Thugs need hugs—nothing sensitive about that. This Nate Dogg-guested smash creatively addressed the topic of romance, using rhetorical questions to determine a lover’s loyalty, while also tossing out charming quips like, “I love you like a fat kid loves cake.” The track showed that beneath 50 Cent’s bulletproof persona, the guy has a heart, too.
Dr. Dre uses the sound of a pistol cocking and firing as the foundation for this song’s beat, allowing 50 to indulge in his own unapologetic gun talk. “I do what I gotta do, I don't care I if get caught / The D.A. can play this motherfucking tape in court,” he rhymes on a track that lives up to its title in more ways that one.
50 Cent gets serious about the mythology that’s become synonymous with his story—being shot nine times in 2000 and living to talk greasy about it. Here, over piano keys and a crashing hi-hat, he delves into his paranoia and night terrors before offering an account of the fallout that followed the attempt on his life. “In the Bible it says what goes around comes around / Hommo shot me, three weeks later he got shot down / Now it's clear that I'm here for a real reason / ‘Cause he got hit like I got hit, but he ain't fuckin' breathin.’”
50 Cent and G-Unit had their share of street anthems prior to Get Rich or Die Tryin’—“Bad News,” “That’s What’s Up!” and “G-Unit Anthem” all come to mind—but none were as explosive as this opening track from his rookie LP. The call-and-response chant gets things poppin’ from the song’s onset, while 50 plays up a chink-free persona: “The rap critics say I can rhyme / The fiends say my dope is a nine / Every chick I fuck with is a dime.” Once you heard “What Up Gangsta,” you just knew this album would be special.
If 50 Cent’s mixtape disses were a smear campaign against bitter adversary Ja Rule, this record is a complete character assassination. 50 teases, taunts, insults and outright threatens Ja, pulling his card over a sinister Dr. Dre beat. “I know niggas from your hood, you have no history,” he deadpans, painting his Queens rival as an intimidated fraud who sounds like a certain furry blue Sesame Street character. From the setup to the execution, “Back Down” is one of hip-hop’s most scathing—and iconic—diss records.

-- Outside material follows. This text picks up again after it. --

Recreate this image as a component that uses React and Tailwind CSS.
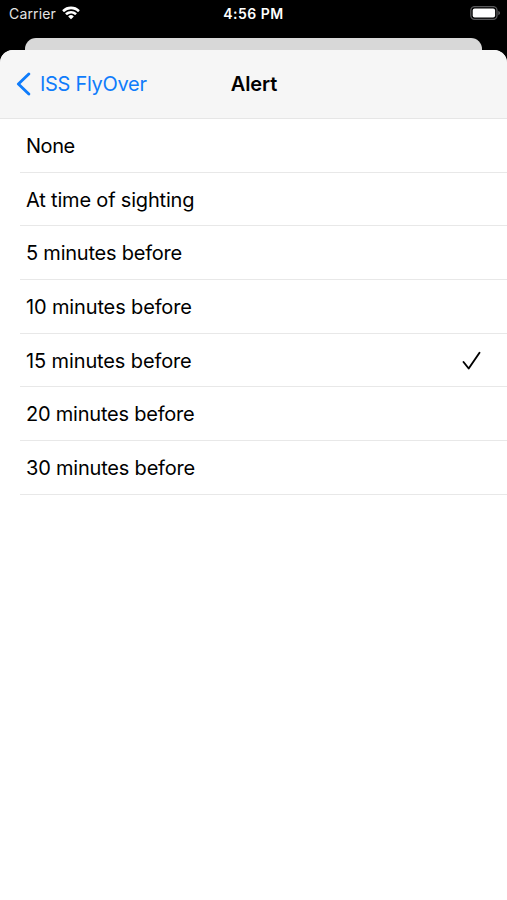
import React from 'react';

const options = [
    { label: 'None', tracking: 'tracking-[-0.45px]' },
    { label: 'At time of sighting', tracking: 'tracking-[-0.18px]' },
    { label: '5 minutes before', tracking: 'tracking-[-0.22px]' },
    { label: '10 minutes before', tracking: 'tracking-[-0.14px]' },
    { label: '15 minutes before', tracking: 'tracking-[-0.12px]' },
    { label: '20 minutes before', tracking: 'tracking-[-0.22px]' },
    { label: '30 minutes before', tracking: 'tracking-[-0.2px]' },
];

const WifiIcon = () => (
    <svg className="-mt-0.5 h-[15px] w-5" viewBox="0 0 20 15" fill="white">
        <path d="M10 3.2c2.6 0 5 1 6.8 2.7.15.13.36.13.5 0l1.3-1.35c.15-.15.15-.38 0-.53A12.4 12.4 0 0 0 10 .6 12.4 12.4 0 0 0 1.4 4.02c-.15.15-.15.38 0 .53L2.7 5.9c.14.13.35.13.5 0A9.8 9.8 0 0 1 10 3.2Z" />
        <path d="M10 7.5c1.4 0 2.75.53 3.8 1.48.15.14.38.13.52 0l1.3-1.34c.15-.15.15-.39 0-.53A8.2 8.2 0 0 0 10 4.9a8.2 8.2 0 0 0-5.62 2.21c-.15.14-.15.38 0 .53l1.3 1.34c.14.13.37.14.52 0A5.7 5.7 0 0 1 10 7.5Z" />
        <path d="M12.6 10.2c.15.14.15.38 0 .52l-2.33 2.36a.38.38 0 0 1-.54 0L7.4 10.72a.37.37 0 0 1 0-.52 4 4 0 0 1 5.2 0Z" />
    </svg>
);

const BatteryIcon = () => (
    <svg className="h-[15px] w-[31px]" viewBox="0 0 31 15">
        <rect x="0.8" y="0.6" width="26.2" height="12.8" rx="3.8" fill="none" stroke="#59595b" strokeWidth="1.3" />
        <rect x="2.7" y="2.4" width="22.4" height="9.2" rx="2" fill="white" />
        <path d="M28.4 4.9v4.4c.9-.4 1.5-1.2 1.5-2.2s-.6-1.8-1.5-2.2Z" fill="#6b6b6d" />
    </svg>
);

const StatusBar = () => (
    <div className="grid h-[38px] grid-cols-3 items-start pt-[5px] text-white">
        <div className="flex items-center gap-[5px] pl-[9px]">
            <span className="text-[14px] leading-[18px] tracking-[0.15px] text-[#e4e4e4]">Carrier</span>
            <WifiIcon />
        </div>
        <span className="text-center text-[14px] leading-[18px] font-semibold tracking-[0.5px]">4:56 PM</span>
        <div className="flex justify-end pt-px pr-[6px]">
            <BatteryIcon />
        </div>
    </div>
);

const NavBar = () => (
    <div className="grid h-[69px] grid-cols-3 items-center border-b border-[#e6e6e6] bg-[#f6f6f6]">
        <button className="flex items-center gap-[9px] pl-4 text-[#0f7cfb]">
            <svg className="h-6 w-[15px]" viewBox="0 0 15 24" fill="none" stroke="currentColor" strokeWidth="2.9" strokeLinecap="round" strokeLinejoin="round">
                <path d="M12.8 2 2.4 12l10.4 10" />
            </svg>
            <span className="text-[20px] leading-6 tracking-[-0.3px] whitespace-nowrap">ISS FlyOver</span>
        </button>
        <h1 className="pl-px text-center text-[20px] leading-6 font-semibold tracking-[-0.1px]">Alert</h1>
    </div>
);

const OptionRow = ({ option, selected }) => (
    <li className="ml-5 flex h-[53.67px] items-center justify-between border-b border-[#e8e8e8] pt-[1.4px] pr-[26px] pl-[6px]">
        <span className={`text-[20px] leading-6 ${option.tracking}`}>{option.label}</span>
        {selected && (
            <svg className="h-5 w-[19px]" viewBox="0 0 19 20" fill="none" stroke="currentColor" strokeWidth="1.9" strokeLinecap="round" strokeLinejoin="round">
                <path d="m1.5 11 5.2 6.5L17.5 1.8" />
            </svg>
        )}
    </li>
);

export default function App() {
    return (
        <div className="flex h-[900px] w-full flex-col overflow-hidden bg-black font-['Inter',sans-serif] text-black">
            <StatusBar />
            <div className="mx-[25px] h-3 shrink-0 rounded-t-[11px] bg-[#d8d8d8]" />
            <main className="flex-1 overflow-hidden rounded-t-[13px] bg-white">
                <NavBar />
                <ul>
                    {options.map(option => (
                        <OptionRow key={option.label} option={option} selected={option.label === '15 minutes before'} />
                    ))}
                </ul>
            </main>
        </div>
    );
}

Eminem and 50 Cent had previously shared a track on the soundtrack to 8 Mile (“Love Me,” with Obie Trice), but “Patiently Waiting” felt like the marquee collaboration that everyone was anticipating. Over a rousing instrumental, 50 sets things off by getting poetic about his past with lines like, “I'm innocent in my head, like a baby born dead” and “God's the seamstress that tailor fitted my pain.” Meanwhile, Em passes the torch to his protégé, another unfiltered wordsmith set to take over rap. “You now about to witness the power of fuckin' 50,” Slim Shady raps after bodying his own verse with tangled internal rhyme. The song is symbolic of the start of a new reign in rap by an underdog who’d patiently waited for long enough.
No troll move here. 50 Cent’s first blockbuster hit remains his most iconic, a song that’s endured for more than a decade as hip-hop’s birthday anthem of choice. Dr. Dre and Mike Elizondo cook up a mechanical, well-oiled beat for a street jingle that celebrates 50's newfound success by pouring champagne and partying up, while reminding you that if things go left, he can give bottle service a whole new meaning.